John Warnock, founder, chairman and CEO of Adobe Systems (ADBE) , traveled to Capitol Hill this month to testify about the "new economy." His real target, however, was more specific: software piracy and the "disturbing" trend among the news media and academia to present "a false trade-off" between growth and "copyright and patent protections."

Many have worried, Warnock reported, that "overly strong intellectual property protections might have a chilling effect on Internet development." Warnock disagrees, apparently embracing "overly strong" protection. The Internet has flourished, he testified, "not in spite of" but "because of" strong intellectual property protection. Indeed, so important is intellectual property, Warnock (a former academic) lectured the committee, that the framers of our Constitution "placed intellectual property rights in Article I of the Constitution."

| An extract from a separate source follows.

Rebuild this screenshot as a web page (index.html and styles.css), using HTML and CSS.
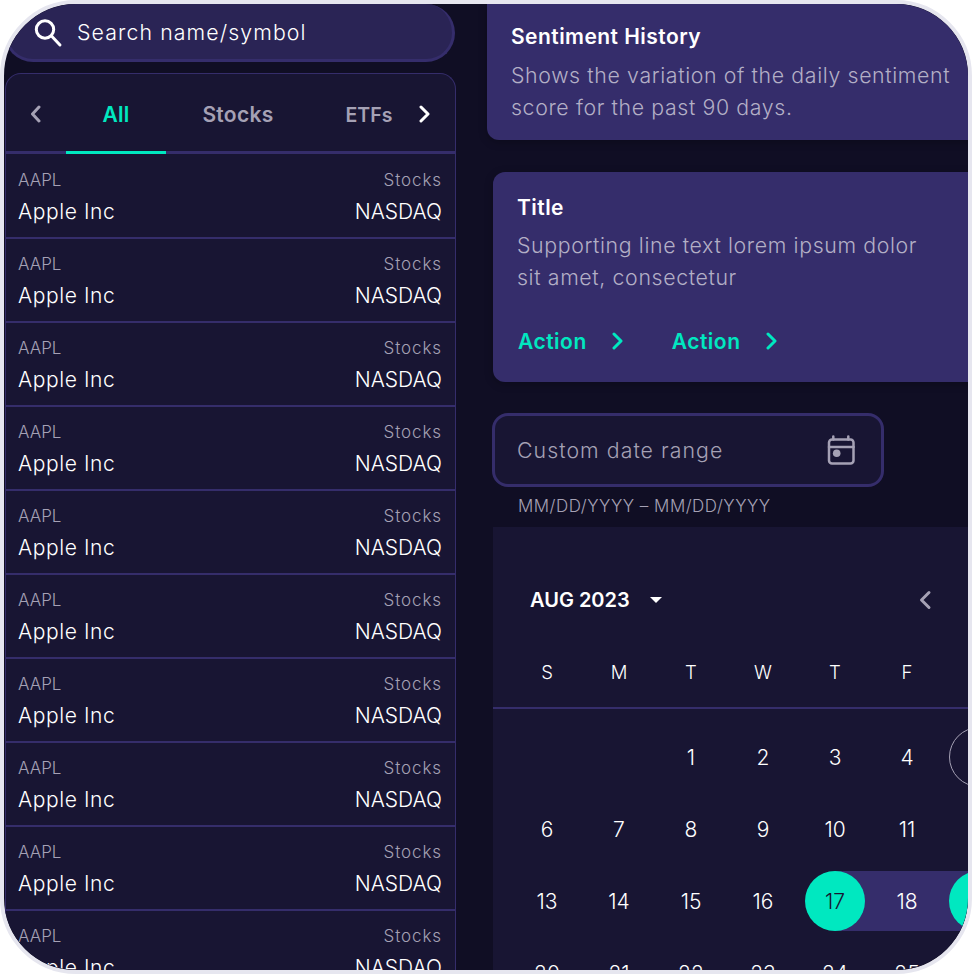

Now, I'm a big fan of Adobe. I think PDF, Adobe's portable document format is the greatest thing since sliced spectrum. As a happy user of Microsoft Word, I hate it when others send me documents in some obscure word-processing format. Keep your word processor preferences to yourself! With a PDF, I can read what you write without buying your word processor. (Here's a bit of code that truly ought to be bundled with the operating system.)

But you can love the company, yet hate its politics. Let's talk about the "false trade-off," Professor Warnock, academic to academic. What really is our tradition? Is everyone who questions "overly strong" intellectual property a "pirate"? (If so, then someone owes me an eye patch.) Does calling for balance make one a communist?